Closed WMXZ-EU closed 7 years ago
Could you please share the compiler flags used to compile arm_fir_decimate_q15 routine.
arm-none-eabi-gcc -mcpu=cortex-m4 -march=armv7e-m -mthumb -mlittle-endian -mfloat-abi=hard -mfpu=fpv4-sp-d16 -O3 -ffunction-sections -fdata-sections -g -DMK66FX1M0 -DARM_MATH_CM4 -D__FPU_PRESENT -DUSB_SERIAL -DLAYOUT_US_ENGLISH -DTEENSYDUINO -DARDUINO=10600 -DF_CPU=240000000 -I../src -I"C:\Users\Walter\CMSIS\Core\Include" -I"C:\Users\Walter\CMSIS\DSP\Include" -I../uSD/src -I"C:\Users\Walter\Documents\GitHub\cores\teensy3" -I"C:\Users\Walter\Documents\Arduino\libraries\wmxzCore\src" -std=gnu11 -Wa,-adhlns="src/testFir.o.lst" -MMD -MP -MF"src/testFir.d" -MT"src/testFir.o" -c -o "src/testFir.o" "../src/testFir.c"
I compile it for a MK66FX1M0 (Teensy3.6 by PJRC.com)
BTW Library was downloaded 25thOctober
I copied the _q15,_q31, _f32 versions into testFir.c and got for 240 MHz clock and 256 points of data with a 129 point FIR with decimation of 8 the following times in microseconds
type library compiled
q15 129 66
q31 132 137
f32 101 109
What are the compiler flags for generating the libraries?
The compiler flags used to build the GCC M4lf DSP library are: -mcpu=cortex-m4 -mthumb -gdwarf-2 -MD -Wall -O3 -fno-strict-aliasing -ffunction-sections -fdata-sections -mfpu=fpv4-sp-d16 -mfloat-abi=hard -ffp-contract=off -DARMCM4_FP -DARM_MATH_CM4 -DARM_MATH_MATRIX_CHECK -DARM_MATH_ROUNDING -DUNALIGNED_SUPPORT_DISABLE -D__FPU_PRESENT="1U"
You can also check the uVision project to build the GCC DSP libraries.
The project is part of CMSIS: C:\Keil\ARM\PACK\ARM\CMSIS
adding -gdwarf-2 -fno-strict-aliasing -ffp-contract=off to the compiler flags, got execution times of my compilation equal to library except decimate_q15 where execution time is half the execution time of the library function. (consequently, there is no need for library. THANKS for helping.

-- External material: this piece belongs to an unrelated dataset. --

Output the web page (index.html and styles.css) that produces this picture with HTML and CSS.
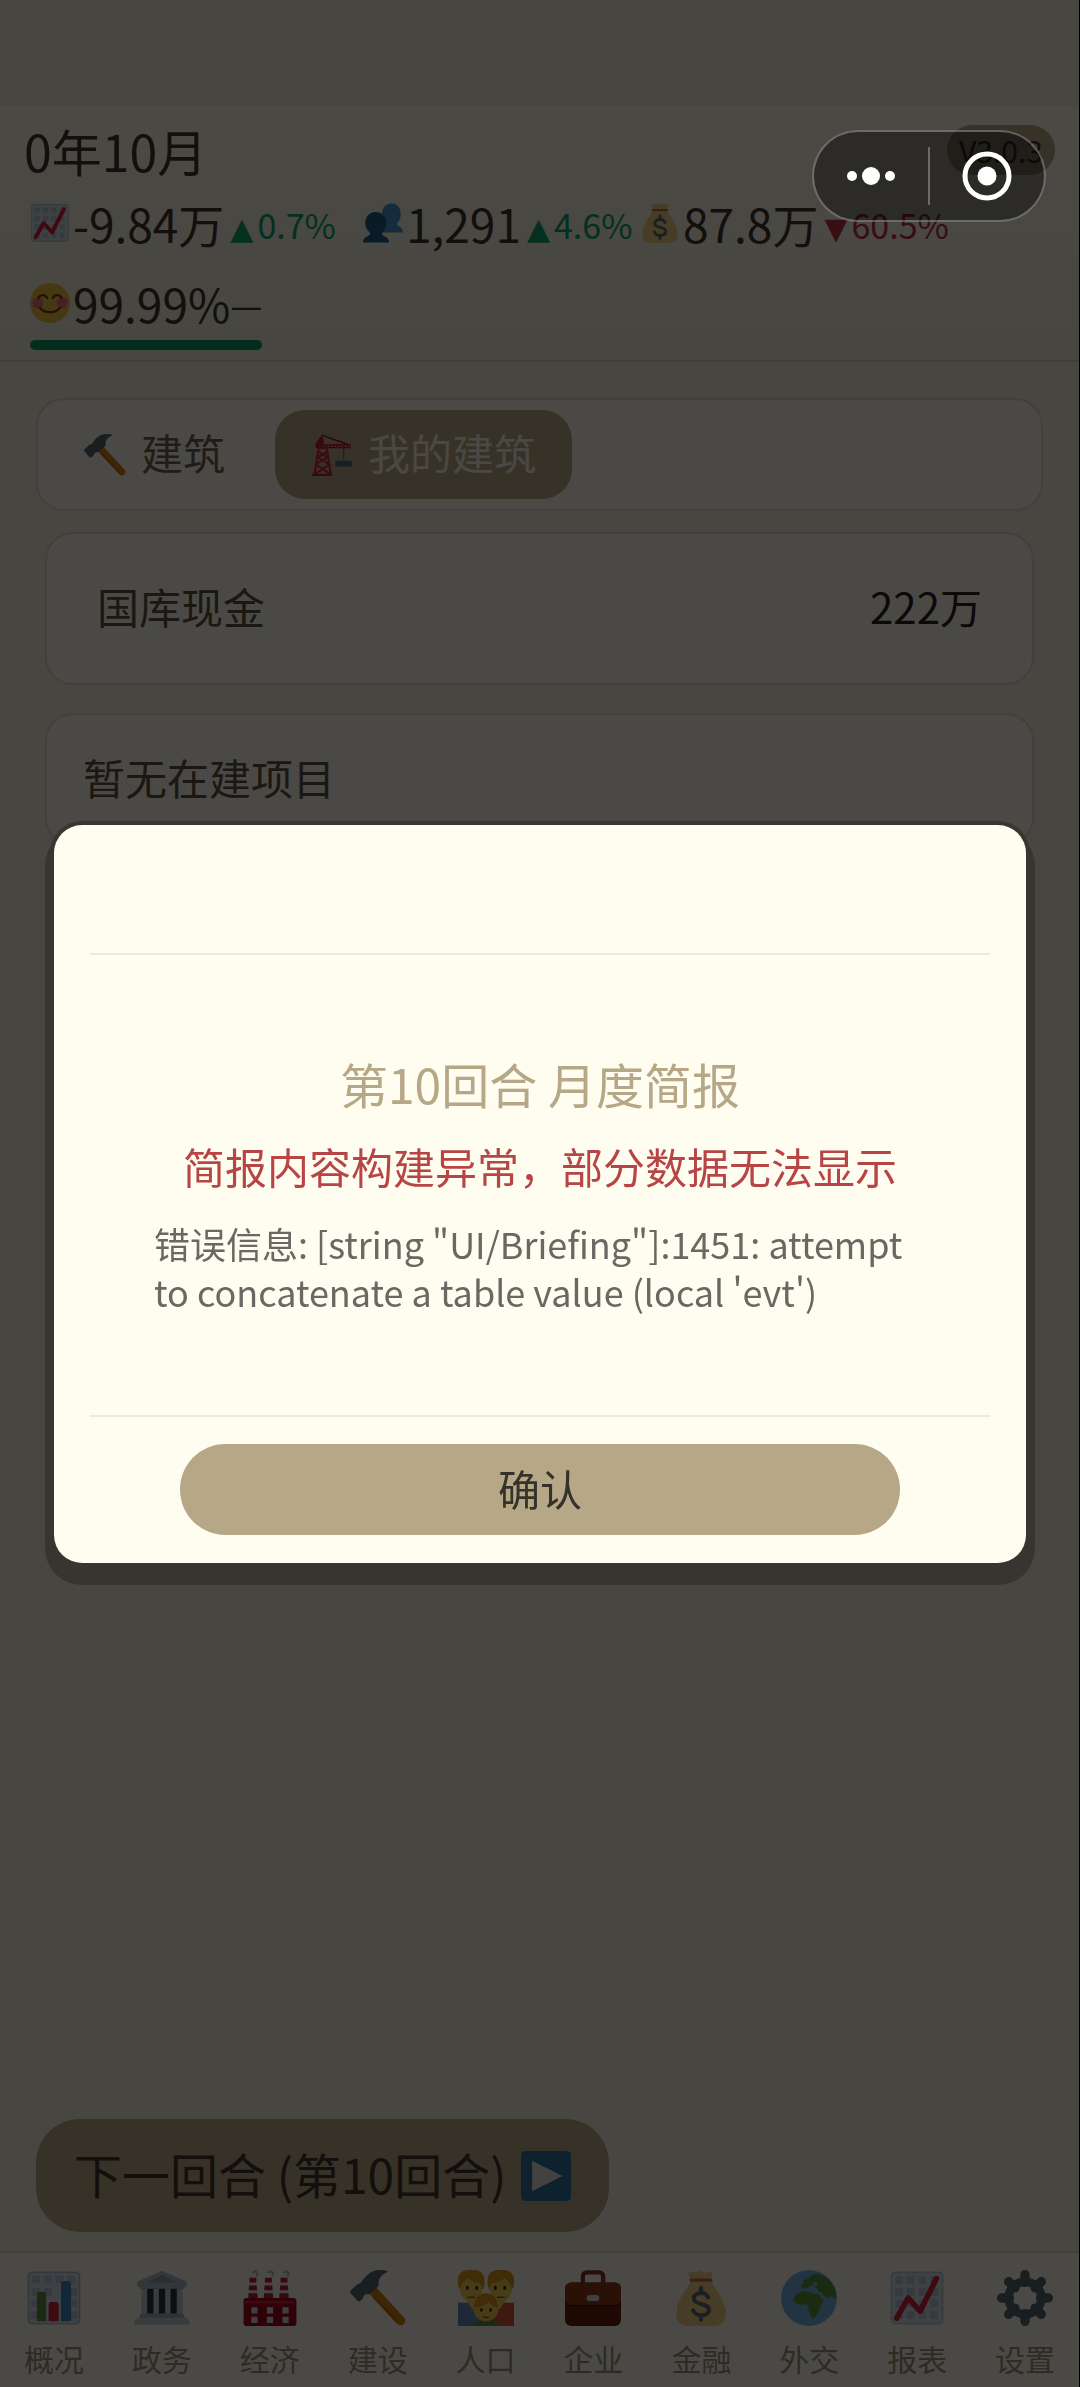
FILE: index.html
```html
<!DOCTYPE html>
<html lang="zh-CN">
<head>
<meta charset="utf-8">
<meta name="viewport" content="width=device-width, initial-scale=1">
<title>我的建筑</title>
<link rel="stylesheet" href="styles.css">
</head>
<body>
<svg class="sprite" aria-hidden="true">
  <symbol id="chart" viewBox="0 0 36 36">
    <rect x="1" y="1" width="34" height="34" rx="3" fill="#b4c2cc"/>
    <rect x="2" y="2" width="32" height="32" rx="2" fill="#d3dde4"/>
    <path fill="#b4c4d0" d="M4 4h5v5H4zM11.500 4h5v5h-5zM19 4h5v5h-5zM26.500 4h5v5h-5zM4 11.500h5v5H4zM11.500 11.500h5v5h-5zM19 11.500h5v5h-5zM26.500 11.500h5v5h-5zM4 19h5v5H4zM11.500 19h5v5h-5zM19 19h5v5h-5zM26.500 19h5v5h-5zM4 26.500h5v5H4zM11.500 26.500h5v5h-5zM19 26.500h5v5h-5zM26.500 26.500h5v5h-5z"/>
    <path d="M5 31l7.300-13L20 26.500 30.500 5.500" fill="none" stroke="#d1213a" stroke-width="3.600" stroke-linecap="round" stroke-linejoin="round"/>
  </symbol>
  <symbol id="bars" viewBox="0 0 36 36">
    <rect x="1" y="1" width="34" height="34" rx="3" fill="#aab8c2"/>
    <rect x="2" y="2" width="32" height="32" rx="2" fill="#d3dde4"/>
    <path fill="#b4c4d0" d="M4 3.500h5v5H4zM11.500 3.500h5v5h-5zM19 3.500h5v5h-5zM26.500 3.500h5v5h-5zM4 11.500h5v5H4zM11.500 11.500h5v5h-5zM29 11.500h4v5h-4zM29 19h4v5h-4zM29 26.500h4v5h-4zM3 19h4v5H3zM3 26.500h4v5H3z"/>
    <path fill="#5c913b" d="M7 33V16a2 2 0 0 1 2-2h2a2 2 0 0 1 2 2v17z"/>
    <path fill="#d1213a" d="M14.500 33V22.500a2 2 0 0 1 2-2h2.500a2 2 0 0 1 2 2V33z"/>
    <path fill="#3b88c3" d="M22.500 33V9a2 2 0 0 1 2-2H27a2 2 0 0 1 2 2v24z"/>
  </symbol>
  <symbol id="bank" viewBox="0 0 36 36">
    <path fill="#66757f" d="M5 11h26v18H5z"/>
    <path fill="#292f33" d="M8 12h20v16H8z"/>
    <path fill="#bcc8d1" d="M5 12h3.500v17H5zM12.500 12H16v17h-3.500zM20 12h3.500v17H20zM27.500 12H31v17h-3.500z"/>
    <path fill="#aab8c2" d="M18 .5L34 7.500V10l-2 2H4l-2-2V7.500z"/>
    <path fill="#8899a6" d="M18 3l10 5H8z"/>
    <path fill="#9aaab4" d="M4.500 28h27l1.500 3H3z"/>
    <path fill="#bcc8d1" d="M3 31h30c1.500 0 3 1.500 3 4H0c0-2.500 1.500-4 3-4z"/>
  </symbol>
  <symbol id="factory" viewBox="0 0 36 36">
    <path fill="#dce4e9" d="M5 6h4l1 13H4zM15 6h4l1 13h-6zM25 6h4l1 13h-6z"/>
    <path fill="#be1931" d="M4.800 5h4.400v3H4.700zM4.500 10h5l.2 3H4.300zM4.200 15h5.600l.2 3H4zM14.800 5h4.400v3h-4.500zM14.500 10h5l.2 3h-5.400zM14.200 15h5.600l.2 3h-6zM24.800 5h4.400v3h-4.500zM24.500 10h5l.2 3h-5.400zM24.200 15h5.600l.2 3h-6z"/>
    <rect x="1" y="18" width="34" height="18" rx="2" fill="#a0041e"/>
    <path fill="#c9263d" d="M2 20h32v1.500H2z"/>
    <path fill="#ccd6dd" d="M6 24h4v4H6zM16 24h4v4h-4zM26 24h4v4h-4zM6 30h4v4H6zM16 30h4v4h-4zM26 30h4v4h-4z"/>
    <path fill="none" stroke="#aab8c2" stroke-width="1.400" d="M7 2a1.500 1.500 0 1 1 2 1.800M17 2a1.500 1.500 0 1 1 2 1.800M27 2a1.500 1.500 0 1 1 2 1.800"/>
  </symbol>
  <symbol id="hammer" viewBox="0 0 36 36">
    <path d="M14 12.500L32.500 32.500" stroke="#d07d0b" stroke-width="6" stroke-linecap="round"/>
    <path d="M15 17l15 16" stroke="#b46a08" stroke-width="1.500" stroke-linecap="round"/>
    <path fill="#56646f" d="M.5 13l4.500-4c1.800-.2 2.200-1 3-2.200C11 2.500 15-.8 22 .2c2 .1 2.500.8 1.500 1.400-4 1.700-5.500 4.900-5 7.900.1 1-5.700 6.400-6.800 6.200-2-.4-3 .2-3.200 2.300L6.500 20c-.8.5-1.400.2-2.300-.8l-3.700-4.200c-.6-.8-.6-1.400 0-2z"/>
  </symbol>
  <symbol id="family" viewBox="0 0 36 36">
    <path fill="#6a86b5" d="M0 21h18v15H0z"/><path fill="#d0553a" d="M18 21h18v15H18z"/>
    <rect x="0" y="0" width="17" height="15" rx="6" fill="#d9941e"/><rect x="19" y="0" width="17" height="15" rx="6" fill="#d9941e"/>
    <ellipse cx="8.500" cy="12.500" rx="7" ry="8" fill="#efca52"/><ellipse cx="27.500" cy="12.500" rx="7" ry="8" fill="#efca52"/>
    <path fill="#d9941e" d="M1 10c2-1 4-4 5-5 3 3 6 3 10 4V4L9 1 2 3zM35 10c-2-1-4-4-5-5-3 3-6 3-10 4V4l7-3 7 2z"/>
    <path fill="#efca52" d="M5 19h8v6H9zM23 19h8l-4 6h-4z"/>
    <circle cx="18" cy="25" r="8" fill="#efca52"/>
    <path fill="#d9941e" d="M10.500 24c0-6 3-9 7.500-9s7.500 3 7.500 9c-2 0-4-1-6-3.500-2 2-5 3.500-9 3.500z"/>
    <path fill="#5c913b" d="M9 36c1-2 3-3.500 6-3.500q3 2 6 0c3 0 5 1.500 6 3.500z"/>
    <path d="M6 11v1M12 11v1M24 11v1M30 11v1M15 25.500v.5M21 25.500v.5" stroke="#662113" stroke-width="1.800" stroke-linecap="round"/>
    <path d="M6 17.500h5M25 17.500h5M16 30q2 1 4 0" stroke="#9b4a26" fill="none"/>
  </symbol>
  <symbol id="briefcase" viewBox="0 0 36 36">
    <path d="M11.500 9V4a2.500 2.500 0 0 1 2.500-2.500h8A2.500 2.500 0 0 1 24.500 4v5" fill="none" stroke="#803315" stroke-width="2.800"/>
    <rect x="0" y="8" width="36" height="28" rx="4" fill="#662113"/>
    <path fill="#8a3a1a" d="M0 21v-9a4 4 0 0 1 4-4h28a4 4 0 0 1 4 4v9c-1 1.500-2 2-4 2H4c-2 0-3-.5-4-2z"/>
    <path d="M0 21c1 1.500 2 2 4 2h28c2 0 3-.5 4-2" fill="none" stroke="#451208"/>
    <rect x="14" y="16" width="8" height="4" rx="1.800" fill="#ccd6dd"/>
  </symbol>
  <symbol id="bag" viewBox="0 0 36 36">
    <path fill="#eecb80" d="M9.500 1q1.500 1.500 3 0 1.500 1.500 3 0 1.500-1 3 0 2 1.500 3.500 0 2 1 3.500 0L24 7l2 3c3 4 6 9 8 16 1 5-2 10-8 10H10C3 36 1 31 2.500 26c-.5-5 3-9 7.500-16l2-3z"/>
    <path d="M11.500 6.500h13" stroke="#bf6952" stroke-width="2" stroke-linecap="round"/>
    <path d="M22.500 17.500c-1-2-3-3-5-2.700-3 .3-4.500 2-4 4 .7 4 9.500 2.500 9.700 6.700.1 4.500-8.500 5-10.200.5M18 11.500v3M18 29v3" fill="none" stroke="#5b6872" stroke-width="2.600" stroke-linecap="round"/>
  </symbol>
  <symbol id="globe" viewBox="0 0 36 36">
    <circle cx="18" cy="18" r="18" fill="#74b0de"/>
    <path fill="#5c913b" d="M23 2c5 1 11 6 12.500 13 0 2-.5 3-1 3.500-1-1-2-2-3-1.500-1.500 1.500-3 1-4-.5l-1-2c-1.500-.5-2.500-.5-3-2-1-1.500-2-2.500-4-2.500-2 1-3 2-4.500 2-2-.5-3-1.500-2-2.500 1.500-.8 2-1.500 1-2.200 0-1.500 3-1 4-2 .5-1.500 2-2 5-3.300z"/>
    <path fill="#5c913b" d="M11 15c3-2 7-1.500 9 0 2 .3 4 0 5 1.500.5 2 1.500 2.500 2.500 3-.2 2.500-3 4-3 6.500-.5 2.500-2 4-4 5.500-1.500-1.500-2.500-4-3-6.500 0-2-.5-3-2-3.200-3 .7-6 .5-7.500-2 .2-2 1-4 3-4.800z"/>
    <circle cx="22" cy="9" r="1.500" fill="#74b0de"/>
  </symbol>
  <symbol id="gear" viewBox="0 0 36 36">
    <path d="M18 3v5M18 28v5M3 18h5M28 18h5M7.500 7.500l4 4M24.500 24.500l4 4M28.500 7.500l-4 4M11.500 24.500l-4 4" stroke="#56646f" stroke-width="6" stroke-linecap="round"/>
    <circle cx="18" cy="18" r="10.500" fill="none" stroke="#56646f" stroke-width="5.500"/>
  </symbol>
  <symbol id="busts" viewBox="0 0 36 36">
    <path fill="#4694cf" d="M17 11c0-6 3-10.500 8.500-10.500S34 5 34 10c0 4-1.500 6.500-3.500 8.500 0 3 5.500 2.500 5.500 8H16z"/>
    <path fill="#245a85" d="M2 18c0-6 4-10 9.500-10S21 12 21 18c0 4-1.500 7-4 9-.5 3.500 6.500 2.500 6.500 8.500H0c0-6 6.500-5 6.500-8.500C4 25 2 22 2 18z"/>
  </symbol>
  <symbol id="smile" viewBox="0 0 36 36">
    <circle cx="18" cy="18" r="18" fill="#edbc45"/><circle cx="7" cy="18" r="5" fill="#e86f84"/><circle cx="29" cy="18" r="5" fill="#e86f84"/>
    <path d="M7.500 13.500c2-3.500 6-3.500 8 0M20.500 13.500c2-3.500 6-3.500 8 0M9 22.500c4.500 5 13.500 5 18 0" fill="none" stroke="#664500" stroke-width="2" stroke-linecap="round"/>
  </symbol>
  <symbol id="crane" viewBox="0 0 36 36">
    <path d="M9 1L32 9M11 10h23" stroke="#a0041e" stroke-width="1.200"/>
    <path d="M12 10.500h22" stroke="#be1931" stroke-width="3.500"/><path d="M14 10.500h19" stroke="#eac0c0" stroke-width="1" stroke-dasharray="1.500 1.500"/>
    <path d="M7 9L3 35M13 9l4 26M6 15l8 5-10 6 12 8M14 15l-8 5 10 6-12 8M6.500 12h7" fill="none" stroke="#c9263d" stroke-width="1.800"/>
    <path fill="#be1931" d="M4 8l5-7 2 4v7H4zM1 34h17v2H1z"/>
    <path d="M28 12v10" stroke="#8b5e3c"/><path fill="#56646f" d="M21 23h14v5H21z"/><path d="M21 23h14" stroke="#7b8b97"/>
  </symbol>
  <symbol id="play" viewBox="0 0 36 36">
    <rect width="36" height="36" rx="3" fill="#2f709f"/><path fill="#dfdcd6" d="M8 7l22 11L8 29z"/>
  </symbol>
</svg>

<div class="app">
  <header class="top">
    <div class="top-row">
      <h1 class="date">0年10月</h1>
      <span class="version">V3.0.3</span>
    </div>
    <ul class="stats">
      <li class="stat"><svg class="stat-icon"><use href="#chart"/></svg>-9.84万<span class="delta up"><i>▲</i>0.7%</span></li>
      <li class="stat"><svg class="stat-icon"><use href="#busts"/></svg>1,291<span class="delta up"><i>▲</i>4.6%</span></li>
      <li class="stat"><svg class="stat-icon"><use href="#bag"/></svg>87.8万<span class="delta down"><i>▼</i>60.5%</span></li>
      <li class="stat mood"><svg class="stat-icon"><use href="#smile"/></svg>99.99%<span class="delta flat">—</span></li>
    </ul>
  </header>

  <main class="content">
    <div class="tabs">
      <button class="tab" type="button"><svg class="tab-icon"><use href="#hammer"/></svg><span>建筑</span></button>
      <button class="tab active" type="button"><svg class="tab-icon"><use href="#crane"/></svg><span>我的建筑</span></button>
    </div>
    <section class="card cash"><span>国库现金</span><strong>222万</strong></section>
    <section class="card queue">暂无在建项目</section>
    <section class="card list"></section>
  </main>

  <div class="action">
    <button class="next" type="button"><span>下一回合 (第10回合)</span><svg class="next-icon"><use href="#play"/></svg></button>
  </div>

  <nav class="nav">
    <a href="#"><svg><use href="#bars"/></svg>概况</a>
    <a href="#"><svg><use href="#bank"/></svg>政务</a>
    <a href="#"><svg><use href="#factory"/></svg>经济</a>
    <a href="#"><svg><use href="#hammer"/></svg>建设</a>
    <a href="#"><svg><use href="#family"/></svg>人口</a>
    <a href="#"><svg><use href="#briefcase"/></svg>企业</a>
    <a href="#"><svg><use href="#bag"/></svg>金融</a>
    <a href="#"><svg><use href="#globe"/></svg>外交</a>
    <a href="#"><svg><use href="#chart"/></svg>报表</a>
    <a href="#"><svg><use href="#gear"/></svg>设置</a>
  </nav>
</div>

<div class="overlay">
  <div class="modal" role="dialog" aria-labelledby="brief-title">
    <div class="modal-head"></div>
    <div class="modal-body">
      <h2 id="brief-title">第10回合 月度简报</h2>
      <p class="alert">简报内容构建异常，部分数据无法显示</p>
      <p class="detail">错误信息: [string "UI/Briefing"]:1451: attempt to concatenate a table value (local 'evt')</p>
    </div>
    <div class="modal-foot"><button class="confirm" type="button">确认</button></div>
  </div>
</div>

<div class="capsule">
  <button type="button" aria-label="更多"><svg width="52" height="52" viewBox="0 0 52 52" fill="#fff"><circle cx="7" cy="26" r="5"/><circle cx="26" cy="26" r="9"/><circle cx="45" cy="26" r="5"/></svg></button>
  <button type="button" aria-label="关闭"><svg width="52" height="52" viewBox="0 0 52 52"><circle cx="26" cy="26" r="22" fill="none" stroke="#fff" stroke-width="5"/><circle cx="26" cy="26" r="9.500" fill="#fff"/></svg></button>
</div>
</body>
</html>
```
FILE: styles.css
```css
* { box-sizing: border-box; margin: 0; padding: 0; }

body {
  background: #eee9d6;
  color: #3c352a;
  font-family: "Noto Sans CJK SC", "Noto Sans", sans-serif;
  font-size: 42px;
}

button { border: 0; background: none; font: inherit; color: inherit; }
svg { flex: none; }
.sprite { position: absolute; width: 0; height: 0; }

.app {
  display: flex;
  flex-direction: column;
  min-height: 100vh;
  padding-top: 106px;
  border-right: 1px solid #000;
}

/* header */
.top {
  padding: 14px 24px 10px 24px;
  background: linear-gradient(#fbf5e4, #f1ebd9);
  border-bottom: 2px solid #d8cfba;
}
.top-row { display: flex; align-items: center; justify-content: space-between; }
.date { font-size: 50px; font-weight: 400; line-height: 60px; }
.version {
  padding: 0 12px;
  border-radius: 25px;
  background: #b6a787;
  font-size: 30px;
  line-height: 50px;
}
.stats {
  display: grid;
  grid-template-columns: 333px 277px auto;
  gap: 6px 0;
  padding: 6px 0 0 6px;
  list-style: none;
}
.stat {
  display: flex;
  align-items: center;
  justify-self: start;
  font-size: 46px;
  line-height: 74px;
  white-space: nowrap;
}
.stat-icon { width: 40px; height: 40px; margin-right: 3px; }
.delta { margin-left: 6px; padding-top: 4px; font-size: 34px; line-height: 60px; }
.delta i {
  margin-right: 4px;
  font-family: "DejaVu Sans", sans-serif;
  font-size: 30px;
  font-style: normal;
  line-height: 30px;
}
.up { color: #0fa06a; }
.down { color: #b8323c; }
.flat { margin-left: 0; padding-top: 0; font-size: 36px; }
.mood { flex-wrap: wrap; }
.mood::after {
  content: "";
  flex-basis: 100%;
  height: 10px;
  border-radius: 5px;
  background: #0a9664;
}

/* content */
.content { display: flex; flex: 1; flex-direction: column; padding: 36px; }
.tabs, .card { background: #fbf5e7; border: 2px solid #dcd5c3; }
.tabs { display: flex; gap: 14px; padding: 10px; border-radius: 28px; }
.tab {
  display: flex;
  align-items: center;
  gap: 15px;
  padding: 0 36px;
  border-radius: 30px;
  color: #6b6252;
}
.tab span { padding-bottom: 6px; line-height: 83px; }
.tab.active { background: #b6a787; color: #f6f0e2; }
.tab-icon { width: 42px; height: 42px; }
.card { margin: 0 9px 28px; border-radius: 28px; }
.cash {
  display: flex;
  align-items: center;
  justify-content: space-between;
  margin-top: 21px;
  padding: 0 50px 6px;
  line-height: 143px;
  color: #5c5344;
}
.cash strong { font-weight: 400; color: #2a241b; }
.queue { padding: 0 36px 6px; line-height: 123px; color: #5c5344; }
.list { min-height: 640px; }

/* bottom */
.action { padding: 0 36px 19px; }
.next {
  display: flex;
  align-items: center;
  gap: 15px;
  padding: 0 38px;
  border-radius: 44px;
  background: #b6a787;
  font-size: 48px;
}
.next span { padding-bottom: 4px; line-height: 109px; }
.next-icon { width: 50px; height: 50px; }
.nav {
  display: flex;
  padding: 17px 0 9px;
  border-top: 2px solid #dcd5c3;
  background: #fbf5e7;
}
.nav a {
  display: flex;
  flex: 1;
  flex-direction: column;
  align-items: center;
  gap: 12px;
  color: #9c907a;
  font-size: 30px;
  line-height: 40px;
  text-decoration: none;
}
.nav svg { width: 56px; height: 56px; }

/* monthly briefing dialog */
.overlay {
  position: fixed;
  inset: 0;
  display: flex;
  align-items: center;
  justify-content: center;
  background: rgba(0, 0, 0, .7);
}
.modal {
  width: 90%;
  border-radius: 28px;
  background: #fffdf0;
  box-shadow: 0 0 0 4px #383630, 0 13px 0 9px #373530;
}
.modal-head { height: 128px; }
.modal-body {
  margin: 0 36px;
  padding: 98px 64px 100px;
  border: solid #f1e9dc;
  border-width: 2px 0;
  display: flex;
  flex-direction: column;
  gap: 23px;
}
.modal h2, .alert { font-weight: 400; line-height: 60px; text-align: center; }
.modal h2 { font-size: 48px; color: #b6a787; }
.alert { color: #b84545; }
.detail { font-size: 36px; line-height: 48px; color: #6b6762; }
.modal-foot { display: flex; padding: 27px 126px 28px; }
.confirm { flex: 1; padding-bottom: 4px; border-radius: 46px; background: #b6a787; color: #35322c; line-height: 87px; }

/* mini-program capsule */
.capsule {
  position: absolute;
  top: 130px;
  right: 34px;
  display: flex;
  width: 234px;
  height: 92px;
  padding: 15px 0;
  border: 2px solid rgba(255, 255, 255, .3);
  border-radius: 46px;
  background: rgba(0, 0, 0, .4);
}
.capsule button { display: flex; flex: 1; align-items: center; justify-content: center; }
.capsule button + button { border-left: 2px solid rgba(255, 255, 255, .3); }
```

So I close Issue)
Using the arm_fir_decimate_q15 routine in libarm_cortexM4lf_math.a is about 2 times slower than the same routine compiled by user. other decimate routines (q31, f32) are very similar ( library routines are slightly faster than application compiled, most likely due to different compiler flags)